Aktuell versuchen die Rechtspopulisten ihre Strukturen im Raum Heilbronn zu festigen, sie veranstalten regelmäßig Vorträge und Stammtische und nutzen ihre neu gewonnenen Mandate um ihre Positionen öffentlich präsent zu machen. Immer wieder zeigte sich dabei auch deutlich der reaktionäre Charakter der Partei. So unterstützte der Kreisverband die homophobe „Demo für alle“ in Stuttgart, die von einer Allianz aus Rechtspopulisten und christlichen Fundamentalisten organisiert wurde und an der sich immer wieder auch Faschisten beteiligten.

Der Aufstieg rechter und rechtspopulistischer Parteien ist dabei allerdings nicht auf Deutschland begrenzt.
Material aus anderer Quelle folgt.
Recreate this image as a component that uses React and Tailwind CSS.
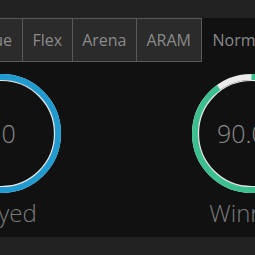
import React from 'react';

const tabs = ['Flex', 'Arena', 'ARAM'];

const stats = [
  { label: 'Played', value: '10', percent: 100, color: '#1f9bcf' },
  { label: 'Winrate', value: '90.0%', percent: 90, color: '#3cbf8e' },
];

// Ring with a thin inner line, like the stats cards
const StatRing = ({ value, percent, color }) => {
  const r = 56.5;
  const circ = 2 * Math.PI * r;
  return (
    <div className="relative w-[119px] h-[119px] flex items-center justify-center">
      <svg className="absolute inset-0" width="119" height="119" viewBox="0 0 119 119">
        <circle cx="59.5" cy="59.5" r={r} fill="none" stroke="#ececec" strokeWidth="6" />
        <circle
          cx="59.5"
          cy="59.5"
          r={r}
          fill="none"
          stroke={color}
          strokeWidth="6"
          strokeDasharray={`${(circ * percent) / 100} ${circ}`}
          transform="rotate(-90 59.5 59.5)"
        />
        <circle cx="59.5" cy="59.5" r="53" fill="none" stroke="#e6e6e6" strokeWidth="1.2" />
      </svg>
      <span className="relative text-[25px] font-light text-[#8a8a8a] leading-none">{value}</span>
    </div>
  );
};

const App = () => {
  return (
    <div className="w-full h-[255px] overflow-hidden bg-[#111111] font-['Open_Sans',sans-serif]">
      <div className="h-[18px] bg-[#222222]" />

      {/* Queue tabs */}
      <div className="flex bg-[#222222] text-[16px] text-[#8a8a8a]">
        <div className="w-[23px] h-11 shrink-0 flex justify-end items-center overflow-hidden bg-[#2b2b2b] border-y border-r border-[#5a5a5a]">
          <span className="whitespace-nowrap pr-[10px]">Solo Queue</span>
        </div>
        {tabs.map((tab) => (
          <div
            key={tab}
            className="h-11 shrink-0 flex items-center px-[9.5px] bg-[#2b2b2b] border-y border-r border-[#5a5a5a] whitespace-nowrap"
          >
            {tab}
          </div>
        ))}
        <div className="h-11 shrink-0 flex items-center px-[11px] bg-[#111111] whitespace-nowrap">Normal</div>
      </div>

      {/* Stats */}
      <div className="h-[175px] flex -ml-[123.5px] pt-3">
        {stats.map((s) => (
          <div key={s.label} className="w-[250px] shrink-0 flex flex-col items-center">
            <StatRing value={s.value} percent={s.percent} color={s.color} />
            <div className="mt-1 text-[24px] leading-8 font-light text-[#7a7a7a] whitespace-nowrap">{s.label}</div>
          </div>
        ))}
      </div>

      <div className="h-[18px] bg-[#222222]" />
    </div>
  );
};

export default App;
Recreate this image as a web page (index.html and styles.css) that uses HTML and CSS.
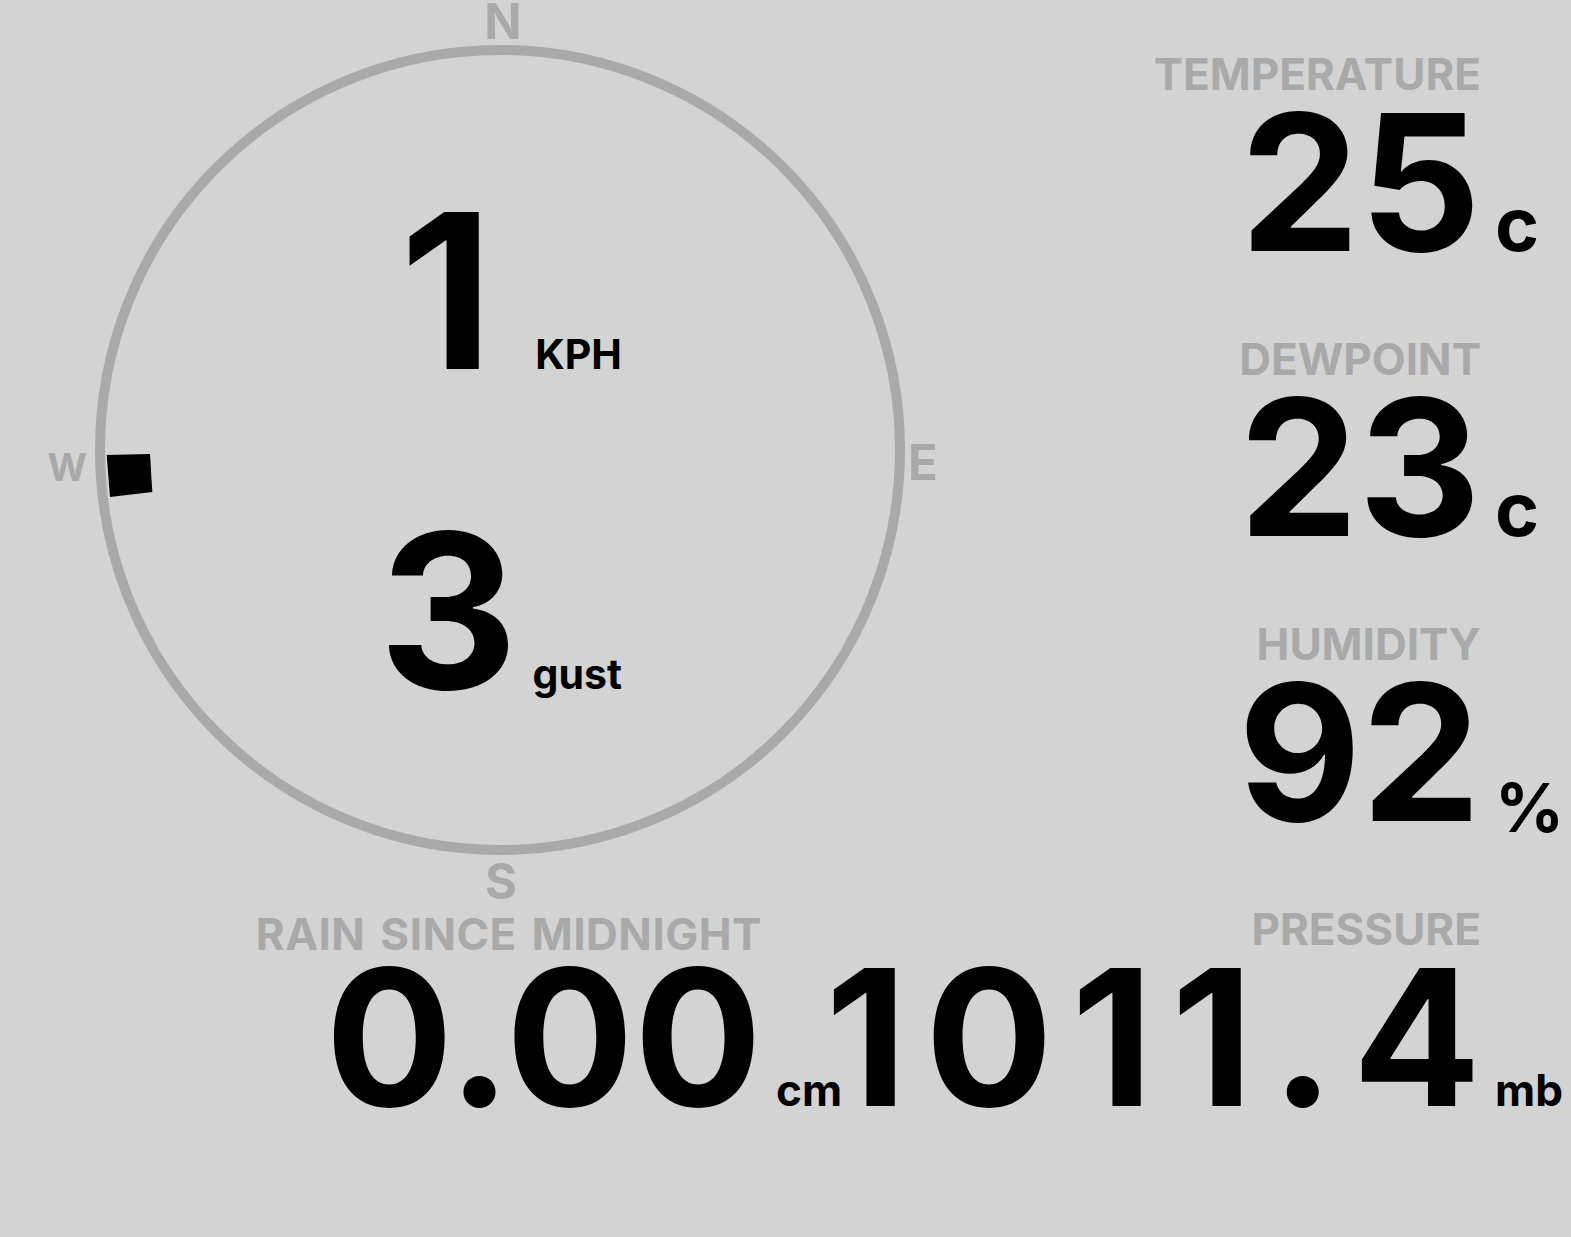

Im Zuge der aktuellen Krise des Kapitalismus erzielen rechte Hetzer in vielen Ländern Europas hohe Wahlergebnisse. Gemeinsam ist der Front National in Frankreich, der FPÖ in Österreich und der PVV in den Niederlanden dabei das Schüren von Ängsten und damit einhergehend von Hass gegen einzelne Bevölkerungsgruppen. Sie bieten vermeintlich einfache Lösungen für die schwerwiegenden Probleme der Menschen in Europa an und lenken mit ihren populistischen Parolen davon ab, das die Grenzen nicht zwischen den Nationen verläuft sondern zwischen oben und unten. Sie spalten dabei diejenigen, die eigentlich solidarisch Seite an Seite stehen müssten, um die immer brutaleren Angriffe der herrschenden Klasse auf ihre Rechte abzuwehren.
Wer seinen Nachbarn erschlägt kann nicht gemeinsam mit ihm kämpfen.

Reaktionäre, wie Alexander Gauland, spielen denjenigen in die Hände, die die Krisenlasten gerne auf die Schultern der Bevölkerung abladen möchten. Ihre Propaganda steht damit in einer Reihe mit anderen Mitteln im Klassenkampf, der von oben schon seit Jahren immer offensiver geführt wird. Sie ist Teil einer Reihe von Angriffen auf die Rechte der Lohnabhängigen, Teil der Austeritätspolitik, die Millionen von Menschen im Süden Europas aber auch in Deutschland in ein Leben in Armut und Elend zwingt und Teil eines reaktionären Rollbacks, eines Generalangriffs auf die Rechte von Frauen, Homosexuellen und Migrant*innen.

Für uns als gesellschaftliche Linke gilt es, diesen Angriffen von oben einen breiten, internationalen und antikapitalistischen Widerstand von unten entgegenzusetzen. Im gemeinsamen Kampf um unsere Rechte und für eine Welt der Solidarität, in der ein gutes Leben nicht nur für eine kleine Minderheit sondern für alle möglich ist, in diesem Kampf weisen wir die reaktionäre Hetze zurück.
Gemeinsam setzen wir der Spaltung und der Hetze der Rückwärtsgewandten unsere Vision von einer solidarischen Gesellschaft und unseren gemeinsamen, antifaschistischen Widerstand entgegen.

Hoch die internationale Solidarität!